How to Turn One Long Video Into a Week of Shorts and Reels
A repeatable system for slicing a single long-form video into 5–10 vertical clips for YouTube Shorts, Instagram Reels and TikTok — without burning out.
Most creators sit on a goldmine and don't realise it. A single 20-minute video — a podcast episode, a tutorial, a livestream, a talking-head explainer — usually contains five to ten moments that work brilliantly as standalone vertical clips. Instead of recording more, the highest-leverage move is to mine what you've already made.
This guide is the backbone of our creator workflow series. It walks through the exact system we use to turn one long video into a week's worth of Shorts and Reels. Each step links to a deeper guide if you want to go further.
Before you start: only repurpose content you own or are licensed to use. This series assumes you're working with your own footage.
Why repurposing beats "post more"
Short-form feeds reward volume and consistency, but recording fresh clips every day is unsustainable. Repurposing flips the maths:
- One recording session → 5–10 posts. You amortise the hardest part (showing up on camera) across a week or more.
- Each platform is a different audience. The same clip reaches different people on Shorts, Reels and TikTok. Cross-posting isn't lazy — it's distribution.
- You learn what resonates.
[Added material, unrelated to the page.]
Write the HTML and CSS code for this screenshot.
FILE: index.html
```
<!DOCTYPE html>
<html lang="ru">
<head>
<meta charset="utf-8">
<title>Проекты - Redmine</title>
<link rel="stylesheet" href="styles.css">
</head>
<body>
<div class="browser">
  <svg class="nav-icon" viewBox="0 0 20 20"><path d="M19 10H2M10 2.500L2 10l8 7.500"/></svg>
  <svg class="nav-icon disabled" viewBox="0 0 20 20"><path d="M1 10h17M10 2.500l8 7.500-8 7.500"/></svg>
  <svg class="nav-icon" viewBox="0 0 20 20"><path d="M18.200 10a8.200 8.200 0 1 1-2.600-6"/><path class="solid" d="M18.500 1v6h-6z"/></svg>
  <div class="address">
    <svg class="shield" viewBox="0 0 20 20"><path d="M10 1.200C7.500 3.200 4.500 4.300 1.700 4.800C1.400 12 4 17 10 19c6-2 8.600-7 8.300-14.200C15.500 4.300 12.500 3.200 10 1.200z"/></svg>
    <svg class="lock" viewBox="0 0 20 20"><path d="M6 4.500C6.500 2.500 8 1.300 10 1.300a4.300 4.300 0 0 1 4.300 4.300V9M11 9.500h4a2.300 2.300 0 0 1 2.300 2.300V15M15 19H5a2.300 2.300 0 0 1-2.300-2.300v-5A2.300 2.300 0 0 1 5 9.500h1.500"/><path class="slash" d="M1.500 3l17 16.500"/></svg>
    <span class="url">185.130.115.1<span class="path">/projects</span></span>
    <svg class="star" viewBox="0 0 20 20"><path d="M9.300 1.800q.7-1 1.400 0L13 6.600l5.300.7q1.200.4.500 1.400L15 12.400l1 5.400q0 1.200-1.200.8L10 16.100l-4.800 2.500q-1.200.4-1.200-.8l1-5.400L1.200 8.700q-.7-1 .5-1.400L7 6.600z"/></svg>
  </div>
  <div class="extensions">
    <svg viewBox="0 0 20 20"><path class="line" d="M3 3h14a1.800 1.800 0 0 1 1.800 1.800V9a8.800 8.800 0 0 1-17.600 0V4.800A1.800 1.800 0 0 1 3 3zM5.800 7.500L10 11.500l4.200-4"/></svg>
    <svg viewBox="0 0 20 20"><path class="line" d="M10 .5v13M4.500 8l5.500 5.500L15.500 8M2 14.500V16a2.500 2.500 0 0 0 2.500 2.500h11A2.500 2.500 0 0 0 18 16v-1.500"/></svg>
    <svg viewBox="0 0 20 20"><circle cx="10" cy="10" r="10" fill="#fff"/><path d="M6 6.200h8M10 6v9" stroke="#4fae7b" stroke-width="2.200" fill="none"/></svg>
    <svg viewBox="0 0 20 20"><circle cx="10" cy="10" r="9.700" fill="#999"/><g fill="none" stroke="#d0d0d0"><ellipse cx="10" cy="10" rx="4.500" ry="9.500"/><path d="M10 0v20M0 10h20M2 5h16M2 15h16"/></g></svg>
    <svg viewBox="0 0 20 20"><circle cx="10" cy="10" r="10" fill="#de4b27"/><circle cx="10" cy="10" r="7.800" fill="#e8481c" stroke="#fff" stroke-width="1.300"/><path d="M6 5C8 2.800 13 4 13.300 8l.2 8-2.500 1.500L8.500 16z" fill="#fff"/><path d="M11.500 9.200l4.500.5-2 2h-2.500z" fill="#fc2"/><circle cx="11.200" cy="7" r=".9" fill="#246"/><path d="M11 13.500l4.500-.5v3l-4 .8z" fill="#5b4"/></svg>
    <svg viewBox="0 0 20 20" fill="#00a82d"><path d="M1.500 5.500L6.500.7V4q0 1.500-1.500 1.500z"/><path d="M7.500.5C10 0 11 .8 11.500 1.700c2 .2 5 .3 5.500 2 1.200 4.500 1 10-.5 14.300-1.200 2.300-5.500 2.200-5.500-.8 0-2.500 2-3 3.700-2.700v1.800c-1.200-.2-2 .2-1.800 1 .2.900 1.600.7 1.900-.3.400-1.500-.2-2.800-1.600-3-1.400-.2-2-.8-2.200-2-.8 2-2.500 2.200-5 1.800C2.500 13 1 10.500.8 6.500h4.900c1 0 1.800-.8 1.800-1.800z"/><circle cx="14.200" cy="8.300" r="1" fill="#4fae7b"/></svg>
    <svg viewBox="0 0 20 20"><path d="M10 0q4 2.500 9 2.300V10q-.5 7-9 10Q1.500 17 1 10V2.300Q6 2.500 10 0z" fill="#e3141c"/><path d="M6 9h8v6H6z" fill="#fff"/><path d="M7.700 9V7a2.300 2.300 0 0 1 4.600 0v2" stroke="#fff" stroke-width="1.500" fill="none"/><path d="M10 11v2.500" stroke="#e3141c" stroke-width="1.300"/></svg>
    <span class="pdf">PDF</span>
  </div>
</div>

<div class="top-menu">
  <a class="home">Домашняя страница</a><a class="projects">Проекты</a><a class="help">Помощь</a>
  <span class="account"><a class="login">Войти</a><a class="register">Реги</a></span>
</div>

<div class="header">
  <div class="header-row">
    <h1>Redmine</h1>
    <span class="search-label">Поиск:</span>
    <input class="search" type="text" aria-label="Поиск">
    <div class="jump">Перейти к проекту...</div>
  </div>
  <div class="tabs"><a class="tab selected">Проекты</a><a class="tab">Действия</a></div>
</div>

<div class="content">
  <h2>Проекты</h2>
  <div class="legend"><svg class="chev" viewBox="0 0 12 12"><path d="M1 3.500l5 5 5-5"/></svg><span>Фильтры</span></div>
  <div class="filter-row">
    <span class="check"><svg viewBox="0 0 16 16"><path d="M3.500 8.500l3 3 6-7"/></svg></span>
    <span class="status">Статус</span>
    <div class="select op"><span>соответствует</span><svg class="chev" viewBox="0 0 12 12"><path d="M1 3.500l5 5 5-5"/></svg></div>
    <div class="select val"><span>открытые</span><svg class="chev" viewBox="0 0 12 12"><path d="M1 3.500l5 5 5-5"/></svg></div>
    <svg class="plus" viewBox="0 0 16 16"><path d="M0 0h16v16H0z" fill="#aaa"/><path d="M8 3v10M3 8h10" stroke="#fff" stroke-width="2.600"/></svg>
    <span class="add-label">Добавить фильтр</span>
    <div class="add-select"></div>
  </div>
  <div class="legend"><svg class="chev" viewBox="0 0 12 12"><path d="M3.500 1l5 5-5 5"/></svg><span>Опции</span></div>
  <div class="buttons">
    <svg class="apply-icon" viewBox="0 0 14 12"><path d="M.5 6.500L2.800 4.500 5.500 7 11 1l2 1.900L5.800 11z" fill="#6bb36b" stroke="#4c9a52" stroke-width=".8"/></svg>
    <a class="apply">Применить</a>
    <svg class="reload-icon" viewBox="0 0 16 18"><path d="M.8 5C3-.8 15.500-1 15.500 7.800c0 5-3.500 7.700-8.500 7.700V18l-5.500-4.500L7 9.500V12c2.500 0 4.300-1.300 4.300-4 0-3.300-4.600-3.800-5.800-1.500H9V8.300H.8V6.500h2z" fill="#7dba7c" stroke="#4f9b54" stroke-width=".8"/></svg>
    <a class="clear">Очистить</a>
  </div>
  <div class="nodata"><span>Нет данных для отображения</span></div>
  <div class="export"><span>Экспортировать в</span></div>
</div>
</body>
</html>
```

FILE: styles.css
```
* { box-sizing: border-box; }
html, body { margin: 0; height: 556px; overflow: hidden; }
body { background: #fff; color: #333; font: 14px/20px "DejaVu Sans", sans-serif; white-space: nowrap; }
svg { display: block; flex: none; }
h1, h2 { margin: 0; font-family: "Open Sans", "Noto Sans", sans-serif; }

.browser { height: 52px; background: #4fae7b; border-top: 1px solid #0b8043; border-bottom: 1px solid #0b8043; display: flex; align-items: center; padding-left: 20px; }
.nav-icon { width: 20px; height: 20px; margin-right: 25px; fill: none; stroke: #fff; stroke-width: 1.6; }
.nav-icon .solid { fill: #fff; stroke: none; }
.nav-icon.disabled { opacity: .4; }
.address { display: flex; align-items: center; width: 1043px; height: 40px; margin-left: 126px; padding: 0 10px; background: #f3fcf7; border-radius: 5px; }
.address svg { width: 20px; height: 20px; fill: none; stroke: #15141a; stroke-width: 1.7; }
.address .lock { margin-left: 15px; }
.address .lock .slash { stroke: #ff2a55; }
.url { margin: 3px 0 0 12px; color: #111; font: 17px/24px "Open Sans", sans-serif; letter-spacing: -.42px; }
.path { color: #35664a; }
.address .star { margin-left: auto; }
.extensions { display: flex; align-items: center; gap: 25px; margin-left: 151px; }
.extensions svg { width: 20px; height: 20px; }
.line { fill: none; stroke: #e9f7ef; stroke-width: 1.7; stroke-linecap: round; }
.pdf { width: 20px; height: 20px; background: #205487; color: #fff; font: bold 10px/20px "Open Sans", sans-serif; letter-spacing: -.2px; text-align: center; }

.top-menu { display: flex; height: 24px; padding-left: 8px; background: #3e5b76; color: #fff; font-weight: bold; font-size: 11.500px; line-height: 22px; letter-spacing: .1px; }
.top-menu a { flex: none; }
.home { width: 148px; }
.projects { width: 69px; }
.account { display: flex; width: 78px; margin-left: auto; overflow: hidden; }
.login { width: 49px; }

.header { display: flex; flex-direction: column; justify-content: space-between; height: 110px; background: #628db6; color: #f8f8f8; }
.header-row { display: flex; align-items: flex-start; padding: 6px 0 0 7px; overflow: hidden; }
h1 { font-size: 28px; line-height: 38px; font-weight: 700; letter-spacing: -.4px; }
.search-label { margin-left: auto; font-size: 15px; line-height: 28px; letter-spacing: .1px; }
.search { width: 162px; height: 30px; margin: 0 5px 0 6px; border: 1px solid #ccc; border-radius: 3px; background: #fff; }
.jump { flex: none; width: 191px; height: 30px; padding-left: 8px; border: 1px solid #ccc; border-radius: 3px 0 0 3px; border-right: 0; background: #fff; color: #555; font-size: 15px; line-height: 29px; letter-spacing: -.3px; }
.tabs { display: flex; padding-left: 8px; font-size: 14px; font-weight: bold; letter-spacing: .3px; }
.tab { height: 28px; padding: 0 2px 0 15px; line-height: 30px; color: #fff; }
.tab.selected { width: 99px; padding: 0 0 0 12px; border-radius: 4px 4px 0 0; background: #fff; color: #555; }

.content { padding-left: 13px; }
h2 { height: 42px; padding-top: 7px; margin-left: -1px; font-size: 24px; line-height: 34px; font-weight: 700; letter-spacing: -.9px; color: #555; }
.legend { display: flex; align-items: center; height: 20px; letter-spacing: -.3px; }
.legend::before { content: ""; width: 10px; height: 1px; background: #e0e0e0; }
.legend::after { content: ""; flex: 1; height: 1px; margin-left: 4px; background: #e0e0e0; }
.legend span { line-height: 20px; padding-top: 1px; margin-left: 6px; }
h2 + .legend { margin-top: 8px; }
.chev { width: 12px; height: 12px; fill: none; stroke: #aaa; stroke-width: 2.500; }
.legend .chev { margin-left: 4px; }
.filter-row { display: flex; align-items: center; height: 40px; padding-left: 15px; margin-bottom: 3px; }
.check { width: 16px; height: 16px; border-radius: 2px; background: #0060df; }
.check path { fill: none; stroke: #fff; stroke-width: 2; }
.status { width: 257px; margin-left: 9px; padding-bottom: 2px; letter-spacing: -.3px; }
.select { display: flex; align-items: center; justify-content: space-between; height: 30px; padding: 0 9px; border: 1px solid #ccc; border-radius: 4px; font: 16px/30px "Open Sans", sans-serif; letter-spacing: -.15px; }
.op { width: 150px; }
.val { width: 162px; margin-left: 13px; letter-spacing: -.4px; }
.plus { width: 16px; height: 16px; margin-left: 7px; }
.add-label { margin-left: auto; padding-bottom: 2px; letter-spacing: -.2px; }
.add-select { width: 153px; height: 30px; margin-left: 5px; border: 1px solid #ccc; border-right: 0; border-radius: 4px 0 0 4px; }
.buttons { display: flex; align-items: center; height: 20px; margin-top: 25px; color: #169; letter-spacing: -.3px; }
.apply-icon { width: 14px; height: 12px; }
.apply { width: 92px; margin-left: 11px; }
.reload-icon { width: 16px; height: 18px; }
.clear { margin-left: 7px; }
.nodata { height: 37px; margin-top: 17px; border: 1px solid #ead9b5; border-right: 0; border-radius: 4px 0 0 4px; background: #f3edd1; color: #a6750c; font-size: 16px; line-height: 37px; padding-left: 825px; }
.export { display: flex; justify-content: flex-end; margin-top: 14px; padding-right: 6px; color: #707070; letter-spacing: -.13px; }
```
Ten small experiments teach you more than one big upload.
The goal isn't to spam. It's to take your best ideas and give them more than one chance to be seen.
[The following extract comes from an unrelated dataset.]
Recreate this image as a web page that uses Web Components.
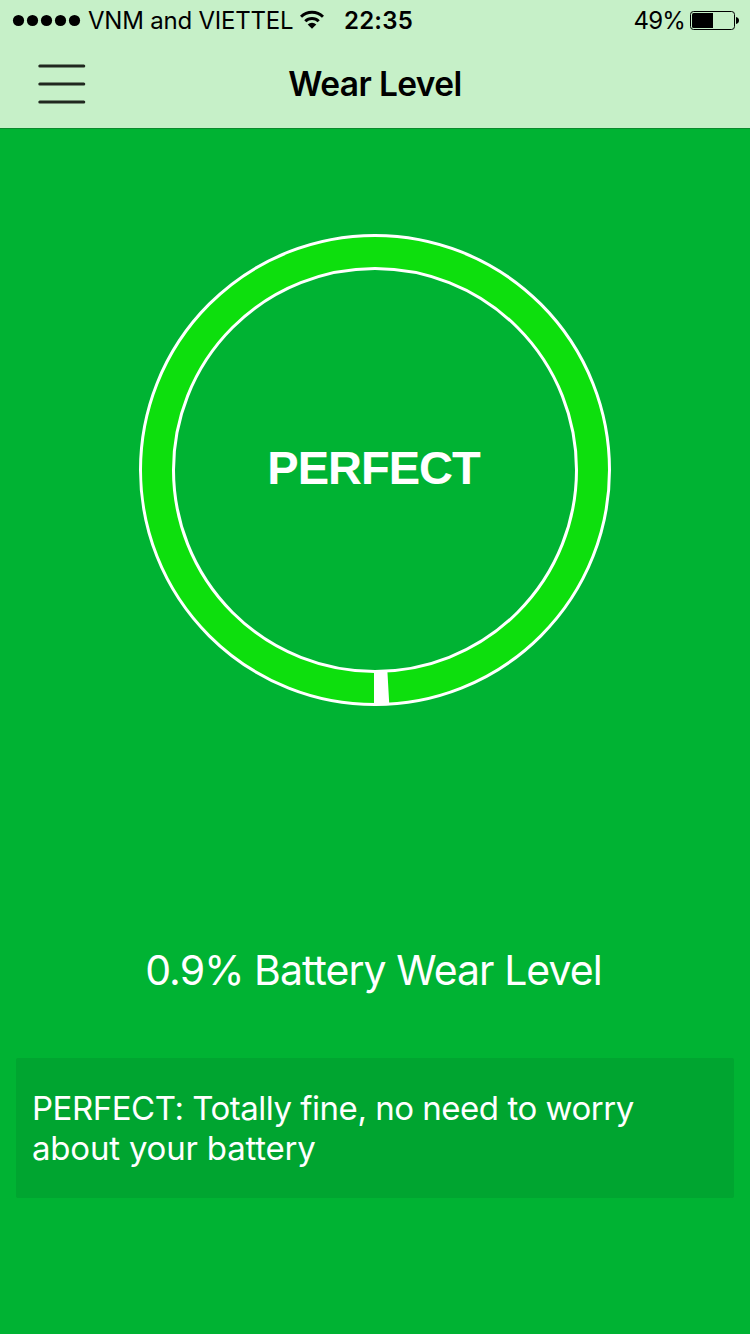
<!DOCTYPE html>
<html lang="en">
<head>
<meta charset="UTF-8">
<meta name="viewport" content="width=device-width, initial-scale=1.0">
<title>Wear Level</title>
<style>
    body {
        margin: 0;
        font-family: Inter, "Liberation Sans", sans-serif;
        background: #00b333;
    }
</style>
</head>
<body>
<wear-app></wear-app>

<script>
class StatusBar extends HTMLElement {
    connectedCallback() {
        this.attachShadow({ mode: 'open' });
        this.shadowRoot.innerHTML = `
            <style>
                :host {
                    display: flex;
                    align-items: center;
                    height: 40px;
                    padding: 0 11px 0 12px;
                    font-size: 24px;
                    line-height: 40px;
                    white-space: nowrap;
                }
                svg { display: block; flex: none; }
                span { padding-top: 2px; line-height: 38px; }
                .carrier { margin-left: 7px; width: 206px; letter-spacing: -0.22px; }
                .wifi { margin-left: 6px; }
                .time { margin-left: 20px; font-weight: 600; letter-spacing: 0.2px; }
                .percent { margin-left: auto; letter-spacing: -0.8px; }
                .battery { margin-left: 5px; }
            </style>
            <svg width="69" height="40" viewBox="0 0 69 40">
                <circle cx="6.5" cy="20.5" r="5.6"/>
                <circle cx="20.5" cy="20.5" r="5.6"/>
                <circle cx="34.5" cy="20.5" r="5.6"/>
                <circle cx="48.5" cy="20.5" r="5.6"/>
                <circle cx="62.5" cy="20.5" r="5.6"/>
            </svg>
            <span class="carrier">${this.getAttribute('carrier')}</span>
            <svg class="wifi" width="24" height="40" viewBox="0 0 24 40" fill="none" stroke="#000" stroke-width="3">
                <path d="M1 16.8a15.6 15.6 0 0 1 22 0"/>
                <path d="M5.3 21.2a9.5 9.5 0 0 1 13.4 0"/>
                <path d="M12 28.8l-4.3-4.4a6.1 6.1 0 0 1 8.6 0z" fill="#000" stroke="none"/>
            </svg>
            <span class="time">${this.getAttribute('time')}</span>
            <span class="percent">${this.getAttribute('battery')}%</span>
            <svg class="battery" width="49" height="40" viewBox="0 0 49 40">
                <rect x="0.5" y="11.5" width="44" height="18" rx="3" fill="none" stroke="#000"/>
                <rect x="2" y="13" width="21" height="15" rx="1.5"/>
                <rect x="20" y="13" width="3" height="15"/>
                <path d="M46 17c2 .4 3 1.600 3 3.500s-1 3.100-3 3.500z"/>
            </svg>
        `;
    }
}
customElements.define('status-bar', StatusBar);

class NavBar extends HTMLElement {
    connectedCallback() {
        this.attachShadow({ mode: 'open' });
        this.shadowRoot.innerHTML = `
            <style>
                :host {
                    display: grid;
                    grid-template-columns: 100px 1fr 100px;
                    align-items: center;
                    height: 88px;
                }
                button {
                    display: block;
                    margin: 0 0 0 38px;
                    padding: 0;
                    border: 0;
                    background: none;
                }
                svg { display: block; }
                h1 {
                    margin: 0;
                    padding-top: 1px;
                    font-size: 33.5px;
                    line-height: 87px;
                    font-weight: 600;
                    letter-spacing: -0.6px;
                    text-align: center;
                }
            </style>
            <button type="button" aria-label="Menu">
                <svg width="48" height="88" viewBox="0 0 48 88" stroke="#20281f" stroke-width="3" stroke-linecap="round">
                    <path d="M1.800 26.100h44M1.800 44h44M1.800 61.900h44"/>
                </svg>
            </button>
            <h1><slot></slot></h1>
        `;
    }
}
customElements.define('nav-bar', NavBar);

class WearRing extends HTMLElement {
    connectedCallback() {
        this.attachShadow({ mode: 'open' });
        const angle = Number(this.getAttribute('value')) / 100 * 2 * Math.PI;
        // the worn slice starts at the bottom and runs counter-clockwise
        const point = r => `${(236 + r * Math.sin(angle)).toFixed(2)} ${(236 + r * Math.cos(angle)).toFixed(2)}`;
        this.shadowRoot.innerHTML = `
            <style>
                :host {
                    display: grid;
                    place-items: center;
                    width: 472px;
                    height: 472px;
                }
                svg, .label { grid-area: 1 / 1; }
                svg { display: block; }
                .label {
                    padding: 0 3px 5px 0;
                    color: #fff;
                    font: bold 47px/56px "Liberation Sans", Arial, sans-serif;
                    letter-spacing: -1px;
                }
            </style>
            <svg width="472" height="472" viewBox="0 0 472 472" fill="none" stroke="#fff">
                <circle cx="236" cy="236" r="218" stroke="#0ddf0d" stroke-width="33"/>
                <path d="M236 437.500L${point(201.5)}L${point(234.5)}L236 470.500z" fill="#fff" stroke-width="2"/>
                <circle cx="236" cy="236" r="234.500" stroke-width="3"/>
                <circle cx="236" cy="236" r="201.500" stroke-width="3"/>
            </svg>
            <span class="label"><slot></slot></span>
        `;
    }
}
customElements.define('wear-ring', WearRing);

class InfoCard extends HTMLElement {
    connectedCallback() {
        this.attachShadow({ mode: 'open' });
        this.shadowRoot.innerHTML = `
            <style>
                :host {
                    display: block;
                    box-sizing: border-box;
                    height: 140px;
                    padding: 30px 16px;
                    border-radius: 2px;
                    background: #00a530;
                    color: #fff;
                    font-size: 33px;
                    line-height: 40px;
                }
                p { margin: 0; letter-spacing: -0.2px; }
                p::first-line { letter-spacing: -0.48px; }
            </style>
            <p><slot></slot></p>
        `;
    }
}
customElements.define('info-card', InfoCard);

class WearApp extends HTMLElement {
    connectedCallback() {
        this.attachShadow({ mode: 'open' });
        this.shadowRoot.innerHTML = `
            <style>
                :host {
                    display: flex;
                    flex-direction: column;
                    height: 1334px;
                    overflow: hidden;
                    background: #00b333;
                }
                header {
                    background: #c6f0c8;
                    border-bottom: 1px solid #0b8a2d;
                }
                main {
                    display: flex;
                    flex-direction: column;
                    align-items: center;
                    padding: 105px 16px 0;
                }
                .level {
                    margin: 234px 0 58px;
                    padding-right: 3px;
                    color: #fff;
                    font-size: 41px;
                    line-height: 60px;
                    letter-spacing: -0.95px;
                }
                info-card { align-self: stretch; }
            </style>
            <header>
                <status-bar carrier="VNM and VIETTEL" time="22:35" battery="49"></status-bar>
                <nav-bar>Wear Level</nav-bar>
            </header>
            <main>
                <wear-ring value="0.9">PERFECT</wear-ring>
                <p class="level">0.9% Battery Wear Level</p>
                <info-card>PERFECT: Totally fine, no need to worry about your battery</info-card>
            </main>
        `;
    }
}
customElements.define('wear-app', WearApp);
</script>
</body>
</html>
The 6-step repurposing system
Step 1 — Pick the long video with the most "moments"
Not every video repurposes well. The best source videos are ones where you say something self-contained and surprising several times — a strong opinion, a counter-intuitive tip, a quick demo, a great story. Skim your back catalogue and pick the one with the most of those beats.
[SCREENSHOT: your video library with one long video highlighted]
Step 2 — Find the clips worth cutting
This is where most people waste hours. Watch with a notepad and mark the timestamps where a moment starts and ends cleanly — ideally 15–45 seconds, with a hook in the first two seconds. Look for: a bold claim, a "here's how" demo, a number or result, or an emotional beat.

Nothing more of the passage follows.